Yeşilırmak kapısının açılması halinde, ileride yaşanacak olumsuz olaylar nedeniyle hem Yeşilırmak’ta yaşayan vatandaşlarımızın hem de genelde KKTC halkının büyük bir tehdit altında olacağını bir başka yazımda dile getirmeye çalışacağım.

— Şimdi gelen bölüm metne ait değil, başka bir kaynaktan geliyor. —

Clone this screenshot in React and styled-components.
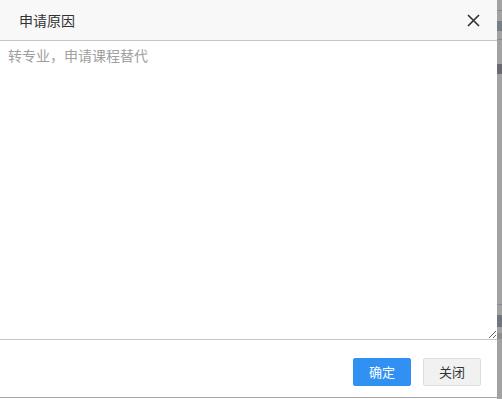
import React from 'react';
import styled, { createGlobalStyle } from 'styled-components';

const GlobalStyle = createGlobalStyle`
  html, body {
    margin: 0;
    padding: 0;
    background: #ffffff;
  }
  body {
    font-family: "Noto Sans CJK SC", "Noto Sans", sans-serif;
  }
`;

const Page = styled.div`
  display: flex;
  width: 502px;
  height: 399px;
  overflow: hidden;
`;

const Dialog = styled.div`
  width: 497px;
  height: 398px;
  display: flex;
  flex-direction: column;
  background: #fff;
  border-bottom: 1px solid #a8a8a8;
  box-sizing: border-box;
`;

const Header = styled.div`
  height: 40px;
  flex: none;
  display: flex;
  align-items: center;
  justify-content: space-between;
  padding: 0 16px 0 19px;
  background: #f8f8f8;
  color: #333;
  font-size: 14px;
`;

const CloseButton = styled.button`
  width: 16px;
  height: 16px;
  padding: 0;
  border: 0;
  background: none;
  display: flex;
  align-items: center;
  justify-content: center;
  cursor: pointer;
`;

const Reason = styled.textarea`
  flex: none;
  height: 300px;
  width: 100%;
  box-sizing: border-box;
  margin: 0;
  padding: 4px 8px;
  border: 0;
  border-top: 1px solid #c6c6c6;
  border-bottom: 1px solid #c6c6c6;
  font-family: inherit;
  font-size: 14px;
  line-height: 20px;
  color: #333;
  outline: none;
  resize: both;
  &::placeholder {
    color: #a0a0a0;
  }
`;

const Footer = styled.div`
  flex: 1;
  display: flex;
  justify-content: flex-end;
  align-items: flex-start;
  gap: 12px;
  padding: 18px 16px 0 0;
`;

const Button = styled.button`
  height: 28px;
  padding: 0 15px;
  border: 1px solid ${({ primary }) => (primary ? '#3091f2' : '#dedede')};
  background: ${({ primary }) => (primary ? '#3091f2' : '#f1f1f1')};
  color: ${({ primary }) => (primary ? '#fff' : '#333')};
  border-radius: 2px;
  font-family: inherit;
  font-size: 13px;
  line-height: 26px;
  cursor: pointer;
`;

const Backdrop = styled.div`
  flex: 1;
  background: #a2a2a2;
  display: flex;
  flex-direction: column;
`;

const BackdropBit = styled.div`
  height: ${({ h }) => h}px;
  margin-top: ${({ top }) => top}px;
  background: ${({ color }) => color};
`;

export default function App() {
  return (
    <>
      <GlobalStyle />
      <Page>
        <Dialog>
          <Header>
            <span>申请原因</span>
            <CloseButton aria-label="关闭">
              <svg width="13" height="13" viewBox="0 0 13 13">
                <path d="M1 1 L12 12 M12 1 L1 12" stroke="#2f2f2f" strokeWidth="1.6" />
              </svg>
            </CloseButton>
          </Header>
          <Reason placeholder="转专业，申请课程替代" />
          <Footer>
            <Button primary>确定</Button>
            <Button>关闭</Button>
          </Footer>
        </Dialog>
        <Backdrop>
          <BackdropBit top={10} h={1} color="#8a8a8a" />
          <BackdropBit top={10} h={10} color="#7a7f86" />
          <BackdropBit top={8} h={1} color="#8a8a8a" />
          <BackdropBit top={24} h={10} color="#6c6a70" />
          <BackdropBit top={230} h={1} color="#8a8a8a" />
          <BackdropBit top={10} h={12} color="#70757e" />
          <BackdropBit top={6} h={6} color="#8e8e8e" />
        </Backdrop>
      </Page>
    </>
  );
}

Genç Mücahitler, yolunuz açık, bahtınız ak olsun. Ezan sesleri minarelerden eksik olmasın, ay yıldızlı bayrağımız bu ata emaneti topraklarda sonsuza kadar dalgalansın.
 

Bülent Baysal

Dost Üyeler
Katılım
21 Ağu 2008
Mesajlar
481
Tepkime puanı
0
Puanları
0
Konum
Tanrı ve Hıra Dağlarında
Cevap: Genç Mücahitler Derneği Mensuplarına Çağrımdır

Muhterem Salih Mehmet Ersoy,
Kıbrıs Türk Toplumunun MAT dan bekleyebileceği bir şey kalmamıştır. Ayinesi iştir kişinin lafa bakılmaz meselinden hareketle MAT ın bu güne kadar yaptıkları, palikarya ile senkron tutan görüşme ve eylemleri ortadadır. MAT dan Türk'e fayda gelmez. Onun düşüncesi misyon görevini yerine getirmektir. Bugüne kadar ki düşünce, beyan ve eylemleri onun misyon ve yeri net olarak kendi ikrarları ile açıklanmış ve anlaşılmıştır. MAT ruma su sağlayan bir akarsu, bir dere gibi davranmaktadır diye düşünmek yanlış olmaz kanaatindeyiz çoğunluk Türk'ler olarak. O zaman yapılacak tek alternatif, yol veya tedbir olarak bu akarsuya bir bent yaparak, suyun önünü kesmek, ruma su gitmesini önlemek gerekir. Kıbrıs Türk Cumhuriyeti bir Hukuk Devletidir. Anayasası, Kurumları, organları vardır. Bu organlardan birisi, Cumhurbaşkanlığı Kurumudur ve bu makam, işgal eden hali hazır kişi nedeniyle hastadır, topluma durumu, beyan, eylem ve görevleri itibariyle faydalı olmamakta, zarar getirmektedir ve hastalık akutlaşmış, tedavi edilemez duruma gelmiştir. O halde toplumun şifa bulması (!) için doktor, tedavi ve operasyon gereklidir. Bu kadar espriden, ama acı gerçekleri belirten espriden sonra sadede gelirsek iş hukuk devleti kuralları içinde Kıbrıs Türk Cumhuriyeti'nin Yüce Meclisine, Sayın Eroğlu hükümetine kalmakta ve yapılacak Anayasal ve hukuki düzenlemelerle, Nus ile uslanmayan, tekdirden anlamayan bu kişiye hakkı olanı uygulamak ve yetkilerine yasal sınırlamalar getirilerek, sanal anlamda iyi bir kötek atmaktır. 19 Nisan seçimleri öncesi süreçte kendilerinden Kıbrıs Türk'ü adına çok şeyler bekleyerek, destek verdiğimiz UBP ve Sayın Eroğlu'ndan bunu istemek, hem Kıbrıs Türk Cumhuriyeti ve Hem de Türkiye Cumhuriyeti'nin istikbali ve Türk'lüğün bekası açılarından çok önem arz etmektedir. Bu UBP ve Sayın Eroğlu Hükümeti için bir vatan görevi olacak ve unutulmayacaktır. Nefis yazınız için saygılarla teşekkür ederim.